§ What you should do
Write out the records beneath this line exactly as they appear, minus any images.

■ ■ ■ ■ ■ ■ ■

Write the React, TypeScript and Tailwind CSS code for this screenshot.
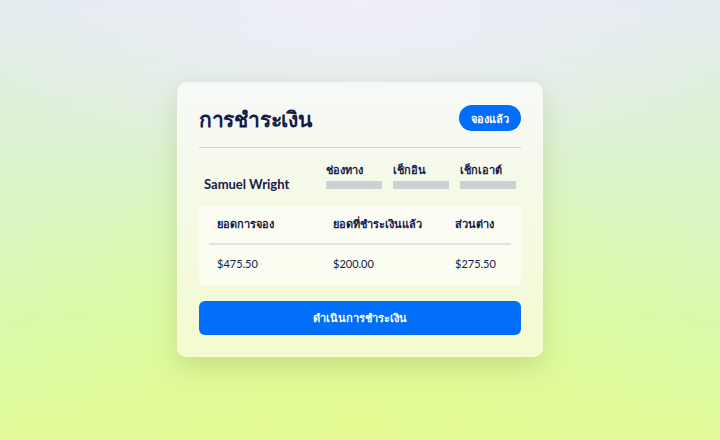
import React from "react";

const font = { fontFamily: 'Lato, "Noto Sans", "DejaVu Sans", sans-serif' };

export default function App() {
  return (
    <div
      className="w-[720px] h-[440px] overflow-hidden flex items-start justify-center pt-[82px]"
      style={{
        ...font,
        background:
          "radial-gradient(ellipse 60% 40% at 50% 0%, #efeefa 0%, rgba(239,238,250,0) 100%), radial-gradient(ellipse 70% 60% at 50% 95%, #e4fb92 0%, rgba(228,251,146,0) 100%), linear-gradient(180deg, #e2ebee 0%, #dcf5c6 45%, #d6fab0 75%, #e2fb9c 100%)",
      }}
    >
      <div className="w-[366px] rounded-[10px] bg-gradient-to-b from-[#f7f9f8] to-[#f3fbce] shadow-[0_10px_24px_rgba(120,140,60,0.25),inset_0_-2px_0_#fafcdc] px-[22px] pt-[22px] pb-[22px] text-[#151a48]">
        <div className="flex items-center justify-between h-[28px]">
          <h1 className="text-[21px] font-bold leading-none tracking-[-0.3px]">การชำระเงิน</h1>
          <button className="h-[26px] px-[12px] rounded-full bg-[#006ef8] text-white text-[11px] font-bold leading-none">
            จองแล้ว
          </button>
        </div>
        <div className="mt-[15px] h-px bg-[#cdd5dc]" />

        <div className="flex items-start mt-[15px] h-[28px]">
          <div className="w-[127px] pl-[5px] mt-[13px] text-[13px] leading-[16px] font-bold">Samuel Wright</div>
          <div className="flex gap-[11px]">
            {["ช่องทาง", "เช็กอิน", "เช็กเอาต์"].map((label) => (
              <div key={label} className="w-[56px] flex flex-col">
                <span className="text-[11px] font-bold leading-[14px]">{label}</span>
                <span className="mt-[4px] h-[8px] bg-[#ccd1d3]" />
              </div>
            ))}
          </div>
        </div>

        <div className="mt-[15px] bg-white/60 h-[79px] px-[10px] flex flex-col">
          <div className="grid grid-cols-[116px_122px_1fr] pl-[8px] h-[37px] items-center text-[11px] font-bold">
            <span>ยอดการจอง</span>
            <span>ยอดที่ชำระเงินแล้ว</span>
            <span>ส่วนต่าง</span>
          </div>
          <div className="h-[2px] bg-[#dfe5e6]" />
          <div className="grid grid-cols-[116px_122px_1fr] pl-[8px] h-[40px] pb-[2px] items-center text-[11px]">
            <span>$475.50</span>
            <span>$200.00</span>
            <span>$275.50</span>
          </div>
        </div>

        <button className="mt-[16px] w-full h-[34px] rounded-[6px] bg-[#006ef8] text-white text-[11px] font-bold">
          ดำเนินการชำระเงิน
        </button>
      </div>
    </div>
  );
}
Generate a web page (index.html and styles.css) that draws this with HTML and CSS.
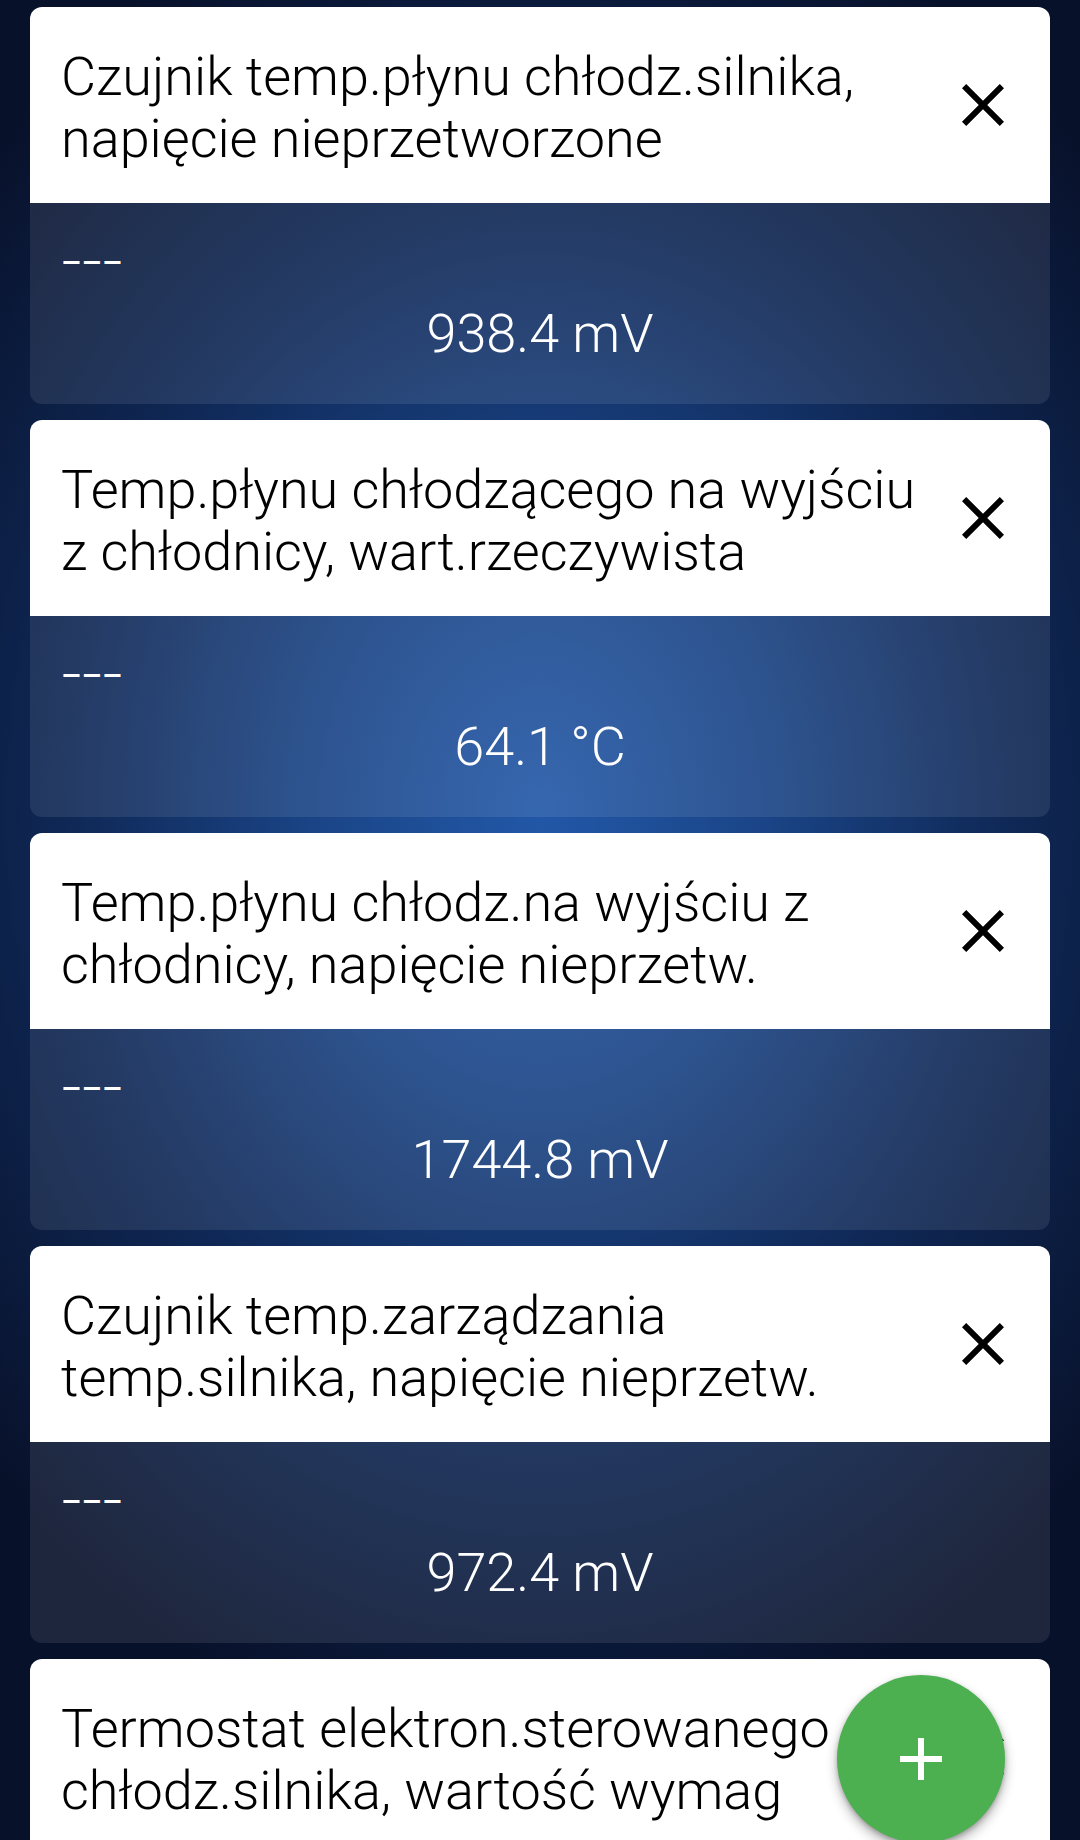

■ ■ ■ ■ ■ ■ ■

§ Expected answer
Write the React, TypeScript and Tailwind CSS code for this screenshot.
import React from "react";

const font = { fontFamily: 'Lato, "Noto Sans", "DejaVu Sans", sans-serif' };

export default function App() {
  return (
    <div
      className="w-[720px] h-[440px] overflow-hidden flex items-start justify-center pt-[82px]"
      style={{
        ...font,
        background:
          "radial-gradient(ellipse 60% 40% at 50% 0%, #efeefa 0%, rgba(239,238,250,0) 100%), radial-gradient(ellipse 70% 60% at 50% 95%, #e4fb92 0%, rgba(228,251,146,0) 100%), linear-gradient(180deg, #e2ebee 0%, #dcf5c6 45%, #d6fab0 75%, #e2fb9c 100%)",
      }}
    >
      <div className="w-[366px] rounded-[10px] bg-gradient-to-b from-[#f7f9f8] to-[#f3fbce] shadow-[0_10px_24px_rgba(120,140,60,0.25),inset_0_-2px_0_#fafcdc] px-[22px] pt-[22px] pb-[22px] text-[#151a48]">
        <div className="flex items-center justify-between h-[28px]">
          <h1 className="text-[21px] font-bold leading-none tracking-[-0.3px]">การชำระเงิน</h1>
          <button className="h-[26px] px-[12px] rounded-full bg-[#006ef8] text-white text-[11px] font-bold leading-none">
            จองแล้ว
          </button>
        </div>
        <div className="mt-[15px] h-px bg-[#cdd5dc]" />

        <div className="flex items-start mt-[15px] h-[28px]">
          <div className="w-[127px] pl-[5px] mt-[13px] text-[13px] leading-[16px] font-bold">Samuel Wright</div>
          <div className="flex gap-[11px]">
            {["ช่องทาง", "เช็กอิน", "เช็กเอาต์"].map((label) => (
              <div key={label} className="w-[56px] flex flex-col">
                <span className="text-[11px] font-bold leading-[14px]">{label}</span>
                <span className="mt-[4px] h-[8px] bg-[#ccd1d3]" />
              </div>
            ))}
          </div>
        </div>

        <div className="mt-[15px] bg-white/60 h-[79px] px-[10px] flex flex-col">
          <div className="grid grid-cols-[116px_122px_1fr] pl-[8px] h-[37px] items-center text-[11px] font-bold">
            <span>ยอดการจอง</span>
            <span>ยอดที่ชำระเงินแล้ว</span>
            <span>ส่วนต่าง</span>
          </div>
          <div className="h-[2px] bg-[#dfe5e6]" />
          <div className="grid grid-cols-[116px_122px_1fr] pl-[8px] h-[40px] pb-[2px] items-center text-[11px]">
            <span>$475.50</span>
            <span>$200.00</span>
            <span>$275.50</span>
          </div>
        </div>

        <button className="mt-[16px] w-full h-[34px] rounded-[6px] bg-[#006ef8] text-white text-[11px] font-bold">
          ดำเนินการชำระเงิน
        </button>
      </div>
    </div>
  );
}
Generate a web page (index.html and styles.css) that draws this with HTML and CSS.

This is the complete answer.